(GIVEN INFORMATION):

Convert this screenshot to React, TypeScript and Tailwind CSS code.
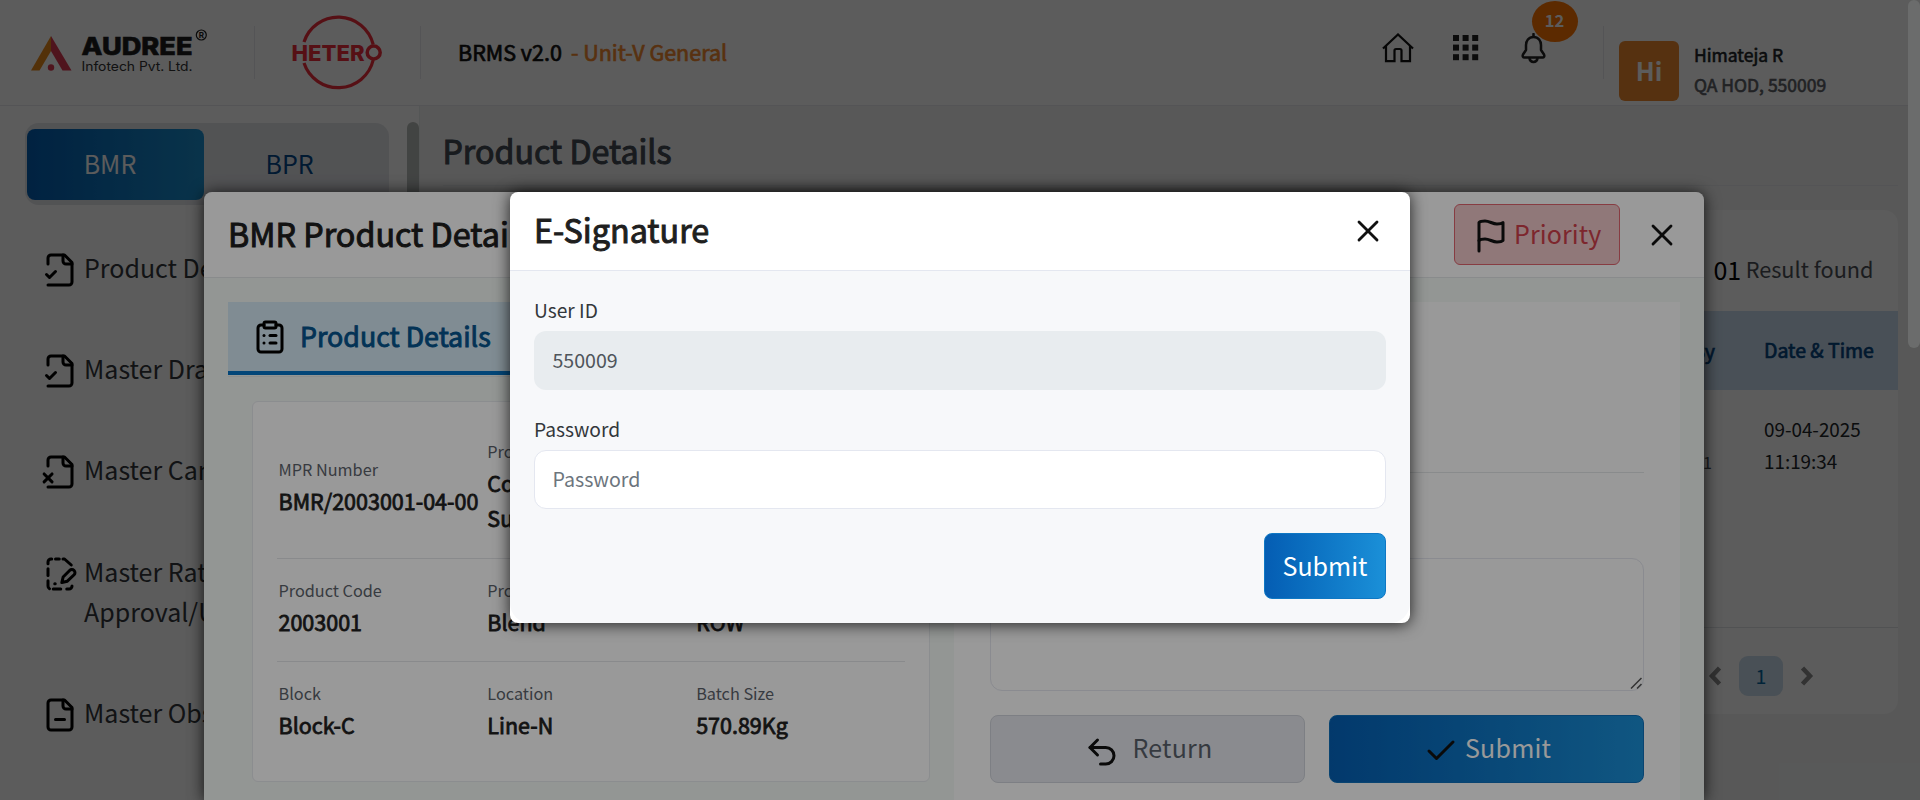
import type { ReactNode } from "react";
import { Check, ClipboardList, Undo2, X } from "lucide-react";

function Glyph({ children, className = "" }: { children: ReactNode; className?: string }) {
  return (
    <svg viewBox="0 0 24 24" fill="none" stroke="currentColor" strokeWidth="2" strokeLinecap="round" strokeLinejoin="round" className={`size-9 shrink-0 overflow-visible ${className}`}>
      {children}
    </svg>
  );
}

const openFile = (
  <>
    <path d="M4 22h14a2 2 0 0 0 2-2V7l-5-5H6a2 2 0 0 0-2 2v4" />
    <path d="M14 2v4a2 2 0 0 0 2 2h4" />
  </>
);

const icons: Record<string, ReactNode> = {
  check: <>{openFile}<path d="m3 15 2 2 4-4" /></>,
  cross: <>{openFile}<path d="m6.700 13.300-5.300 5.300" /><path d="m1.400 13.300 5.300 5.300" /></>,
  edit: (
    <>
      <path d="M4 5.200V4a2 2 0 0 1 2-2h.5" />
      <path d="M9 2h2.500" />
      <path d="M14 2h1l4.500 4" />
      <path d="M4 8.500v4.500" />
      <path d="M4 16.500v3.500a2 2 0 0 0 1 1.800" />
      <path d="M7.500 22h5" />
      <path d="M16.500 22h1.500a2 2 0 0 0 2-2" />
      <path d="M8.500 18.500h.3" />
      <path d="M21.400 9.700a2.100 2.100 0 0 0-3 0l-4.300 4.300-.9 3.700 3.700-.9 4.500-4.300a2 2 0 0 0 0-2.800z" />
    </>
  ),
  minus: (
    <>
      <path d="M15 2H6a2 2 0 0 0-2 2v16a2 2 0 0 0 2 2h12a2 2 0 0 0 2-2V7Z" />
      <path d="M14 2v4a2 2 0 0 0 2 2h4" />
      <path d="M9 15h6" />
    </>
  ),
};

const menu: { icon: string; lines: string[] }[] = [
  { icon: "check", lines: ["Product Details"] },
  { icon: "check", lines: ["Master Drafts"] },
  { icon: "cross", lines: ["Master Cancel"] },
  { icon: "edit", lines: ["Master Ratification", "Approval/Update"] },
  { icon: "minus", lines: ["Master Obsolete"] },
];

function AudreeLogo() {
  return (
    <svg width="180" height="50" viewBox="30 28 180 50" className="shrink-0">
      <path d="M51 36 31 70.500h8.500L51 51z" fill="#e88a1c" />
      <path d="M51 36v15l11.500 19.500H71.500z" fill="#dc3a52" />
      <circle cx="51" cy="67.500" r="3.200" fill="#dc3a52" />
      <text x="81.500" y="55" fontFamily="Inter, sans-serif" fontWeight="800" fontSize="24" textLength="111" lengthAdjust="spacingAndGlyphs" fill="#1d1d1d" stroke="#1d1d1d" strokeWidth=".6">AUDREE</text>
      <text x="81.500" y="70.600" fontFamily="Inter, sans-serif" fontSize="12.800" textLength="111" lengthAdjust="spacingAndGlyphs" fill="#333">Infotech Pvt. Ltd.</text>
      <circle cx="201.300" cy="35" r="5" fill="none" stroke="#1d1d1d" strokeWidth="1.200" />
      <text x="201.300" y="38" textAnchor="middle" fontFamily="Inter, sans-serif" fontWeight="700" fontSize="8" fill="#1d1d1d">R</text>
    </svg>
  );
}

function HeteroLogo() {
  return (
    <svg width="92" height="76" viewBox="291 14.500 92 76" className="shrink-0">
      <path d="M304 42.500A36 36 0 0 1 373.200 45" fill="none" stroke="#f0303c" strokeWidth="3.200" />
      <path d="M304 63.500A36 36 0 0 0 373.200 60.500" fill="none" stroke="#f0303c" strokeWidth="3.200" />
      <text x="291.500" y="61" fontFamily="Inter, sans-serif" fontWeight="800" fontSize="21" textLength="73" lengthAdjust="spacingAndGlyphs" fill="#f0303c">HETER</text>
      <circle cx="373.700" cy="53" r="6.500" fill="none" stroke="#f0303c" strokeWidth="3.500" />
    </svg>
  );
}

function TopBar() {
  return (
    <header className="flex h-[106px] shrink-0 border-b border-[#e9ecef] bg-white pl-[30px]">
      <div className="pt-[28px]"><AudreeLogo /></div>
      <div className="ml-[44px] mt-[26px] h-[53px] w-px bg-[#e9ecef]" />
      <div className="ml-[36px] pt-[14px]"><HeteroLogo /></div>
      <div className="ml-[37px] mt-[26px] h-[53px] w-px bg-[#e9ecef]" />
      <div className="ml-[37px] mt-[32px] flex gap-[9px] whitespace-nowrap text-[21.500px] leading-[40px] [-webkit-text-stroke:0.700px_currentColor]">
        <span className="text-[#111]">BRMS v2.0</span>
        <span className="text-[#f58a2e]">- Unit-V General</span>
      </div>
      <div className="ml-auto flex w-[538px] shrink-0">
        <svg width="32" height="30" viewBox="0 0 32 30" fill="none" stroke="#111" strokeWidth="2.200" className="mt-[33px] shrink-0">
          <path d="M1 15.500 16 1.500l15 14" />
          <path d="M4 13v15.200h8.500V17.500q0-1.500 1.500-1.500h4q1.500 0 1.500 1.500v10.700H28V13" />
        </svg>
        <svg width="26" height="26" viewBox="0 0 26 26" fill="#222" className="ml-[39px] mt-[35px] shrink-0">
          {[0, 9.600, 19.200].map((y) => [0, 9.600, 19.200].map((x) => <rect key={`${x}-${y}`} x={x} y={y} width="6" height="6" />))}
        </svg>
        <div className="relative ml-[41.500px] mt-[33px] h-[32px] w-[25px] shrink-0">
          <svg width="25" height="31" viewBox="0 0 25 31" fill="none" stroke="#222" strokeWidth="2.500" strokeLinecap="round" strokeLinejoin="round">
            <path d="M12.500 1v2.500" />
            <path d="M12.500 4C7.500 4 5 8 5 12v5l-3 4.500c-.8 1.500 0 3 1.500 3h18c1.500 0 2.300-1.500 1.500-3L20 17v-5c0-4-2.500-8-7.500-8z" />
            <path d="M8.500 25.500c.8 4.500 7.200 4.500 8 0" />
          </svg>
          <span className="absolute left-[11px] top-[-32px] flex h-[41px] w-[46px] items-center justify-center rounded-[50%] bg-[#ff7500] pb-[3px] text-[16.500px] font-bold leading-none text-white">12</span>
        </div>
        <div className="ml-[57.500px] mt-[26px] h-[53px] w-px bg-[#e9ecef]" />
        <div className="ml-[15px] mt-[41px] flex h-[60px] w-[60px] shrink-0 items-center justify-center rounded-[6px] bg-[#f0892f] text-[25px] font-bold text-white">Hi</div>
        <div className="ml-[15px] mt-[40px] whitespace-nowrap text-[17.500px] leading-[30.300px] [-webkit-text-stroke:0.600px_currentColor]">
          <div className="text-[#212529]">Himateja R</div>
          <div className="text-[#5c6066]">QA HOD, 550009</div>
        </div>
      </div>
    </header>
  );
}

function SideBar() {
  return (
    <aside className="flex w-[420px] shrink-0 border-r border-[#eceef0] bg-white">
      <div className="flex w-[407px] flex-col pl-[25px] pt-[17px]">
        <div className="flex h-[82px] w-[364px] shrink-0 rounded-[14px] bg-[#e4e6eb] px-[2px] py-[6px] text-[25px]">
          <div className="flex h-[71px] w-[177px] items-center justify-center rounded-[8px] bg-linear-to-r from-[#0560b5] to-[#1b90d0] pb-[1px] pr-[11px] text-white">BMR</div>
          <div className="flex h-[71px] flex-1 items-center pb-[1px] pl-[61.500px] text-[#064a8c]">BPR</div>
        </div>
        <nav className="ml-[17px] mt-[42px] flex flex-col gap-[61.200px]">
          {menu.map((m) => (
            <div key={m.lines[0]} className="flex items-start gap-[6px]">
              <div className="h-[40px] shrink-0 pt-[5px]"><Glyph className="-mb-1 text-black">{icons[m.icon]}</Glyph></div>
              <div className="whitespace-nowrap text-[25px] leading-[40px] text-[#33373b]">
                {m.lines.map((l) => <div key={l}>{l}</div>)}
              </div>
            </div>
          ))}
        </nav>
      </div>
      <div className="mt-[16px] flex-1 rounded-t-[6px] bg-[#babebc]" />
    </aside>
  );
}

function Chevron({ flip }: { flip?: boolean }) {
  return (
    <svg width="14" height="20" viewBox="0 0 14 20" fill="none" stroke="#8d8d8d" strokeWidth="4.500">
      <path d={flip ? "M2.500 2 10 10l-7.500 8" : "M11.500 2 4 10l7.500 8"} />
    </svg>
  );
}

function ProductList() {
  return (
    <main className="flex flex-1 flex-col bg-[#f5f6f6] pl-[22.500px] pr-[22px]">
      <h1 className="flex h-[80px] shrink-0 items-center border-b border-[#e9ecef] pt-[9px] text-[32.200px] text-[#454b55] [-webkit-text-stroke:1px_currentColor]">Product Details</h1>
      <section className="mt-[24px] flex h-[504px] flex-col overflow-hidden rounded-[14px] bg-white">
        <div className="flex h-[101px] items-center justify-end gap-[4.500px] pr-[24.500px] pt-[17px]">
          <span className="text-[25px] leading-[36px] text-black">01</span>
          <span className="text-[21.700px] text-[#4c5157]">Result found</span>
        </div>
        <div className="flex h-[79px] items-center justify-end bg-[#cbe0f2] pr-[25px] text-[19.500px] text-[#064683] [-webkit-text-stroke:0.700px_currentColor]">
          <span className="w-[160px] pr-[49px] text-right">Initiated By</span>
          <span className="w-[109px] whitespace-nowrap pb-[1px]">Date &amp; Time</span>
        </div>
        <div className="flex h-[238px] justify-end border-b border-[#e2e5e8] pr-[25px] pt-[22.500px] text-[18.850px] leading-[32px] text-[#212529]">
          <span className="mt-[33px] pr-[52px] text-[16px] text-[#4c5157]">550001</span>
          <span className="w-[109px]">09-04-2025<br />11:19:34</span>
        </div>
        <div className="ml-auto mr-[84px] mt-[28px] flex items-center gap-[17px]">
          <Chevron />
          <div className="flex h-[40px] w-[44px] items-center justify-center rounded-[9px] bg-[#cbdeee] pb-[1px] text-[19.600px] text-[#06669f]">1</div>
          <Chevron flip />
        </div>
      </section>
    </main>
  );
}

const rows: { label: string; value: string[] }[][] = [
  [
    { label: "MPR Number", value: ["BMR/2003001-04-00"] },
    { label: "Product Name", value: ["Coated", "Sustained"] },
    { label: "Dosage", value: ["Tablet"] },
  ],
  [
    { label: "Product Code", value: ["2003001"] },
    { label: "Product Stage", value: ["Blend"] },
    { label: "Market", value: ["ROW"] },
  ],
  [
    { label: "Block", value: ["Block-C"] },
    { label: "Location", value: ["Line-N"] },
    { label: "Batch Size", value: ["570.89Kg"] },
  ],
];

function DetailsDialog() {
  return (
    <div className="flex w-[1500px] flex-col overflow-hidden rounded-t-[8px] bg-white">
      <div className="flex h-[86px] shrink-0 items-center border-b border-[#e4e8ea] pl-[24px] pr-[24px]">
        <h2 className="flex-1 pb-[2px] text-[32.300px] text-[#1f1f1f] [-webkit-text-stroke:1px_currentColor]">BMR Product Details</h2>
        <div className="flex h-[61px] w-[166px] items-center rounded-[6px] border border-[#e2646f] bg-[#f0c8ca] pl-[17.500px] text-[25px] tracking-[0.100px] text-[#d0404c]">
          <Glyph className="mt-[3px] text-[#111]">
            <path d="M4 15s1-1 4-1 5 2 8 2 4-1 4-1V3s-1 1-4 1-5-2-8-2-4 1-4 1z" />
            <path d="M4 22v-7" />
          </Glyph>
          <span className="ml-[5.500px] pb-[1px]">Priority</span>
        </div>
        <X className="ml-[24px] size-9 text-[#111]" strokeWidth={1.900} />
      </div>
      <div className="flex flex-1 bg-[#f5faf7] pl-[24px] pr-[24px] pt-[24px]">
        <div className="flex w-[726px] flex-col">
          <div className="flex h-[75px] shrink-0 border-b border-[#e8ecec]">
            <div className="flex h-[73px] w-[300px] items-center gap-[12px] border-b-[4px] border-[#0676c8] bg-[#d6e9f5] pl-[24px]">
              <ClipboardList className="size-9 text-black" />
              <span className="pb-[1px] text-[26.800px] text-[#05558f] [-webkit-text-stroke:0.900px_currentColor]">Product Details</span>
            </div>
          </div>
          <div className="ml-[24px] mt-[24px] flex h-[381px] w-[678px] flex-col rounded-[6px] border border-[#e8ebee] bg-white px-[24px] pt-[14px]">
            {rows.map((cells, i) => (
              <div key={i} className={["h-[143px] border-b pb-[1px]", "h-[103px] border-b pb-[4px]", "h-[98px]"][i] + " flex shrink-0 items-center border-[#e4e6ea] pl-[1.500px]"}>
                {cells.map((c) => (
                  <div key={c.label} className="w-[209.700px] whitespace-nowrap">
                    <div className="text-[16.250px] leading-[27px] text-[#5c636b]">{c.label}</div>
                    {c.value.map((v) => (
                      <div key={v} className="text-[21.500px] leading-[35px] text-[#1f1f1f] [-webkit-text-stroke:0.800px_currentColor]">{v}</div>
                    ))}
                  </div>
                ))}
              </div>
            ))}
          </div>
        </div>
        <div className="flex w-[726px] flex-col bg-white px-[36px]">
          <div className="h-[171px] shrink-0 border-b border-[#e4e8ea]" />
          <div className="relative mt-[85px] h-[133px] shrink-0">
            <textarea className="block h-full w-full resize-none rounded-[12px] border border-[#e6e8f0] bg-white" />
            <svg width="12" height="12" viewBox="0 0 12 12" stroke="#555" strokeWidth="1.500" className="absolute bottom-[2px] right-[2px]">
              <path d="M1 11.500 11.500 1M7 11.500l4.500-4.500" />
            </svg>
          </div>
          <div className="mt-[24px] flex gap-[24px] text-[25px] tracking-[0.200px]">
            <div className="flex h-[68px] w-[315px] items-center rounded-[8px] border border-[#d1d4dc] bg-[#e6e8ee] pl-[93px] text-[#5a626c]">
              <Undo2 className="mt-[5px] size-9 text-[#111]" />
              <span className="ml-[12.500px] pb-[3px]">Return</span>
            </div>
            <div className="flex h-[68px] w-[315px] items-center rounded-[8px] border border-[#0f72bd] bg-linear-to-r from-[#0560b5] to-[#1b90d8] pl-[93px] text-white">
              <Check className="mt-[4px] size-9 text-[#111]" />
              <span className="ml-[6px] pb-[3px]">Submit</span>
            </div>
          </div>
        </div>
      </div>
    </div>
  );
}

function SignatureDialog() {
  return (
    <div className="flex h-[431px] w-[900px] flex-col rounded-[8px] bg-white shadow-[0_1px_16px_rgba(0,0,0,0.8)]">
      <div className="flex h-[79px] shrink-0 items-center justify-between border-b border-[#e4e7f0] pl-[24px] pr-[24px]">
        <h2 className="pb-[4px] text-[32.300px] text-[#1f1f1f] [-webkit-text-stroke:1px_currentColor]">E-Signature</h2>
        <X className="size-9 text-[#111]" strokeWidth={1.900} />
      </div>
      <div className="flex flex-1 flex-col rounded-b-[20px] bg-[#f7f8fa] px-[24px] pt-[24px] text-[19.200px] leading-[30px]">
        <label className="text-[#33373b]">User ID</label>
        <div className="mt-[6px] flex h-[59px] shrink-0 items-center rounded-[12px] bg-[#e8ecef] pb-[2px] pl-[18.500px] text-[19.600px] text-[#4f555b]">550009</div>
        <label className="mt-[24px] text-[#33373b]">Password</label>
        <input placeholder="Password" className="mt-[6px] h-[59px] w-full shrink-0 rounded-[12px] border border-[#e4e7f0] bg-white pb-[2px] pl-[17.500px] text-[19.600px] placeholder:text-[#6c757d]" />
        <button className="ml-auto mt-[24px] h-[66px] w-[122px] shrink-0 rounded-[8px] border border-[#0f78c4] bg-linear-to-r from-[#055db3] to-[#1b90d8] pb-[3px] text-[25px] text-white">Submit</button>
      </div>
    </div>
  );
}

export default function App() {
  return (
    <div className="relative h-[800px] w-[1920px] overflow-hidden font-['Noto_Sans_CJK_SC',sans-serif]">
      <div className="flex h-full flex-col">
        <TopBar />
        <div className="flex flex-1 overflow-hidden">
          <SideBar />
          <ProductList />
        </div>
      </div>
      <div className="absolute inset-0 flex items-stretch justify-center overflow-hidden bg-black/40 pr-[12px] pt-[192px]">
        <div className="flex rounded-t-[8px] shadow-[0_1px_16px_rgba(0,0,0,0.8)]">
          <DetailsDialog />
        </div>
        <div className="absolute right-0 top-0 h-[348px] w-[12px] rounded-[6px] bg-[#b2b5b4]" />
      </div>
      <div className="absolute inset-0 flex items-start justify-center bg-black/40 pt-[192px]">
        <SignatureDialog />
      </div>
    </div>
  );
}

(TO BE DONE): Please repeat exactly the data above from its first line to the line that contains "ClipboardList, Undo2, X", inclusive, and leave every picture out.

(THE REPLY):
Convert this screenshot to React, TypeScript and Tailwind CSS code.
import type { ReactNode } from "react";
import { Check, ClipboardList, Undo2, X } from "lucide-react";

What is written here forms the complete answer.